Рассказы В. Н. содержат множество рядов одинаковых фигур, двойных снов, повторяющихся происшествий. Они могут являться под видом заколдованных номеров квартир, бесконечных галерей глядящих друг в друга зеркал, придуманных бабочек (этот список можно увеличивать до бесконечно изгибающегося предложения). В этом мире действует «логический закон, устанавливающий для всякой заданной области число совпадений, по превышении коего они уже не могут числиться совпадениями, но образуют живой организм новой истины». Так размышляет Ван, словно отвечая из отдаленного уголка времени Гумберту, охотно фиксирующему в собственной истории те «ослепительные совпадения, которых логик не терпит, а поэт обожает».
Ибо такова заповедь поэтов: « Открой глаза свои и наблюдай, покуда можешь видеть! » Наблюдай до тех пор, пока ослепительные совпадения не откроют однажды ясную как день новую истину, чудесный узор, вспышку смысла. Для наблюдательного человека эти набоковские узоры волшебным образом начнут указывать на существование «иномирия», на невыразимую красоту и гармонию, становящуюся причиной бесконечного счастья. «Я знаю больше, чем могу выразить в словах…» В сплетениях нитей, в текстуре его текста запрятана вера в удивительный свет, трепещущий над нами, под нами, вокруг нас и проникающий сквозь нас. Об этом говорит поэт в «Бледном пламени»:
Не в тексте, но в текстуре, – в ней нависла
Среди бессмыслиц – паутина смысла.
Да! Будет и того, что жизнь дарит
Язя и вяза связь, как некий вид
Соотнесенных странностей игры.
И только от нас зависит, откроем ли мы, что сплетения стиха и есть сама ткань наших жизней.
...
…Он был пессимист и, как всякий пессимист, человек до смешного ненаблюдательный…

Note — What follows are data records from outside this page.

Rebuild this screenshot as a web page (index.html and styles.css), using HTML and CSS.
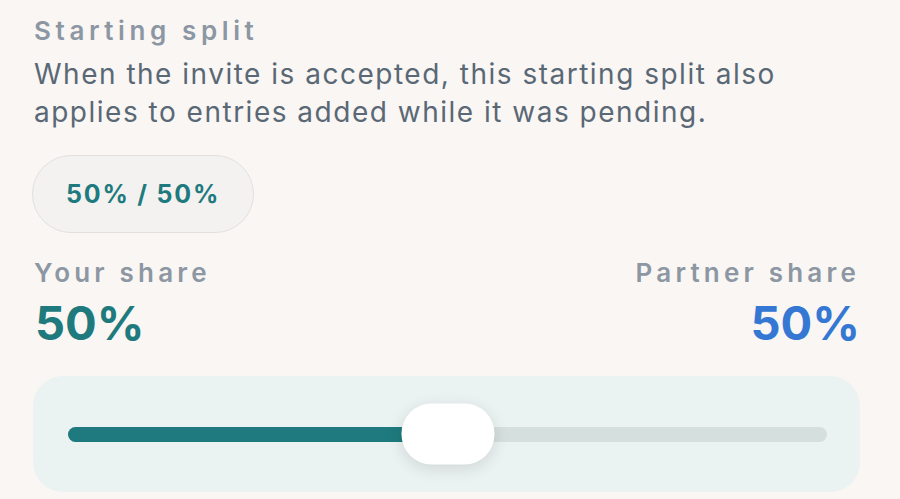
FILE: index.html
```html
<!DOCTYPE html>
<html lang="en">
<head>
 <meta charset="UTF-8">
 <meta name="viewport" content="width=device-width, initial-scale=1.0">
 <title>Starting split</title>
 <link rel="stylesheet" href="styles.css">
</head>
<body>
 <div class="split-section">
  <h2 class="section-label">Starting split</h2>
  <p class="section-note">When the invite is accepted, this starting split also applies to entries added while it was pending.</p>

  <div class="preset-row">
   <button class="preset-pill">50% / 50%</button>
  </div>

  <div class="share-row">
   <div class="share share-you">
    <div class="share-label">Your share</div>
    <div class="share-value">50%</div>
   </div>
   <div class="share share-partner">
    <div class="share-label">Partner share</div>
    <div class="share-value">50%</div>
   </div>
  </div>

  <div class="slider-card">
   <div class="slider-track">
    <div class="slider-fill" style="width: 50%"></div>
    <div class="slider-thumb" style="left: 50%"></div>
   </div>
  </div>
 </div>
</body>
</html>
```

FILE: styles.css
```css
body {
 margin: 0;
 background-color: #f9f6f3;
 font-family: Inter, "Noto Sans", sans-serif;
 color: #5b6b79;
}

.split-section {
 padding: 14px 40px 0 34px;
}

.section-label {
 margin: 0;
 font-size: 26px;
 line-height: 34px;
 font-weight: 600;
 letter-spacing: 4.6px;
 color: #8c97a3;
}

.section-note {
 margin: 7px 0 0;
 max-width: 780px;
 font-size: 28px;
 line-height: 38px;
 letter-spacing: 1.5px;
 color: #5a6876;
}

.preset-row {
 margin-top: 24px;
}

.preset-pill {
 height: 78px;
 padding: 0 33px;
 margin-left: -2px;
 border: 1.5px solid #e2e1df;
 border-radius: 39px;
 background-color: #f3f2f0;
 font-family: inherit;
 font-size: 25px;
 font-weight: 700;
 color: #1f7a7e;
 letter-spacing: 1.8px;
}

.share-row {
 display: flex;
 justify-content: space-between;
 margin-top: 23px;
}

.share-partner {
 text-align: right;
}

.share-label {
 font-size: 26px;
 line-height: 34px;
 font-weight: 600;
 letter-spacing: 4.2px;
 color: #8c97a3;
}

.share-value {
 margin-top: 4px;
 font-size: 47px;
 line-height: 58px;
 font-weight: 700;
}

.share-you .share-value {
 margin-left: 1px;
 color: #1f7a7e;
}

.share-partner .share-value {
 color: #3478d4;
}

.slider-card {
 margin-top: 24px;
 margin-left: -1px;
 height: 116px;
 padding: 0 33px 0 35px;
 border-radius: 30px;
 background-color: #ebf3f2;
 display: flex;
 align-items: center;
}

.slider-track {
 position: relative;
 flex-grow: 1;
 height: 15px;
 border-radius: 8px;
 background-color: #d5dfde;
}

.slider-fill {
 height: 100%;
 border-radius: 8px;
 background-color: #1e7a7e;
}

.slider-thumb {
 position: absolute;
 top: 50%;
 width: 93px;
 height: 61px;
 border-radius: 30px;
 background-color: #fff;
 transform: translate(-50%, -50%);
 box-shadow: 0 4px 16px rgba(0, 0, 0, 0.12);
}
```
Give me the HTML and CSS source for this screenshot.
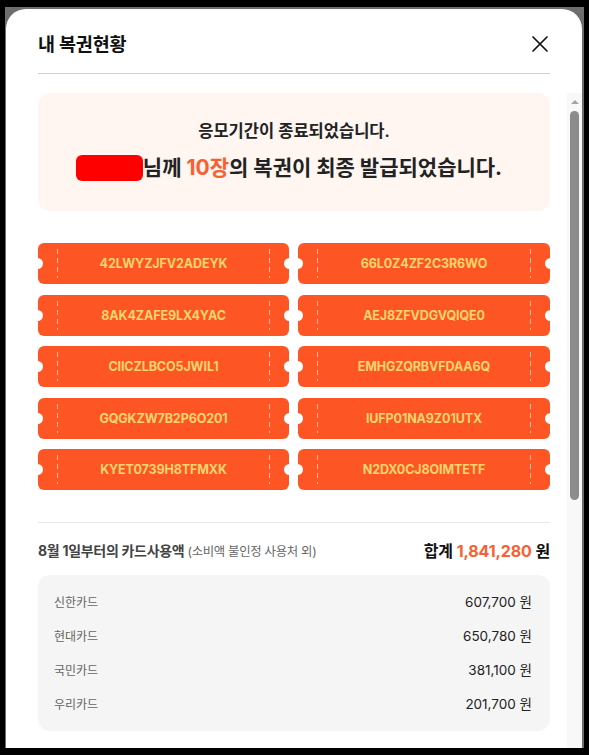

Смотреть, непрерывно смотреть, удерживая все увиденное в сознании. И пытаться постоянно фиксировать и воссоединять элементы увиденного. В сущности, в этом, и только в этом заключается суть набоковского романа: он – призыв ко всем, «кого это касается», ловить текущую жизнь, фотон за фотоном.
Много лет увлеченно воссоединяя элементы увиденного, я получила столько радости, что хочу повторить за В. Н., однажды написавшим Эдмунду Уилсону о ловле бабочек с помощью рома и сахара: «Попробуй, Банни, это самый благородный спорт в мире».
В игре припоминания и соединения готовых элементов сочетаются порой с собственным творчеством читателя. Готовые блоки можно переставлять, создавая новые композиции. Иногда я, взяв кусочки набоковских воспоминаний, придумывала иные истории, иные начала. И когда появлялась некая полупридуманная (и оттого еще более значимая) новая форма, это вызывало радость, чувство гармонии, «чувство единения с солнцем и скалами». Не буду утомлять вас деталями моей обсессии. Достаточно сказать, что и сейчас, как обычно, я, подобно Гумберту, прощающемуся в конце «Лолиты» со своим «грёзовосиним» автомобилем («Прощай, Икар, спасибо за все, старина!»), тихо салютую В. Н. Его бабочки заполонили поле моего зрения – оранжевые, коричневые, синие, они мерещатся мне на самых разных вещах: тутовых деревьях, бутылках с водой, бикини. Число «двадцать три» (23 апреля – день рождения В. Н. и Шекспира) преследует меня повсеместно: на чеках, в датах, часах, минутах, номерах рейсов (2304 – рейс Париж – Женева, а в зале прилета встречающий держит плакатик, на котором нарисована синяя бабочка), – все это цифры, случайно вспыхивающие на циферблате жизни. Я никак не могла подобрать дерево для одиннадцатой главы этой книги и вдруг обнаружила его в тот самый вечер, когда закончила эту главу, открыв наугад «Аду» (искомый беглец оказался «силихэмским кедром»). Я решила назвать последнюю главу «О тысяче оттенков света», а потом вышла погулять и, взглянув на витрину магазина, увидела потрепанную книгу под названием «Тысяча видов света». А когда я прочитала о репродукции картины Фра Анджелико, упомянутой в восьмой главе, то вспомнила, что на моем рабочем столе в Нью-Йорке стоят три разные версии этого же коленопреклоненного ангела. Как-то я включила свой американский телевизор – впервые за несколько месяцев, – и уже второе прозвучавшее слово было «Набоков» (а передавали новости по кабельному каналу). А через пару дней после того, как я прочитала о шестидюймовой гусенице «с поросшими лисьим мехом сегментами» (которые я тут же мысленно связала с зелеными и медными оттенками Люсетты), обнаружила отвратительного маленького червяка, покрытого шерстью цвета ржавчины и с зелеными волосяными выростами, неторопливо ползущего по краю моей ванны… Пусть это смешно, но мне кажется – да, всего лишь кажется, не больше, – что и моя жизнь отмечена печатью тех «повторений», «тех голосов, которыми, по всем правилам гармонии, судьба обогащает жизнь приметливого человека».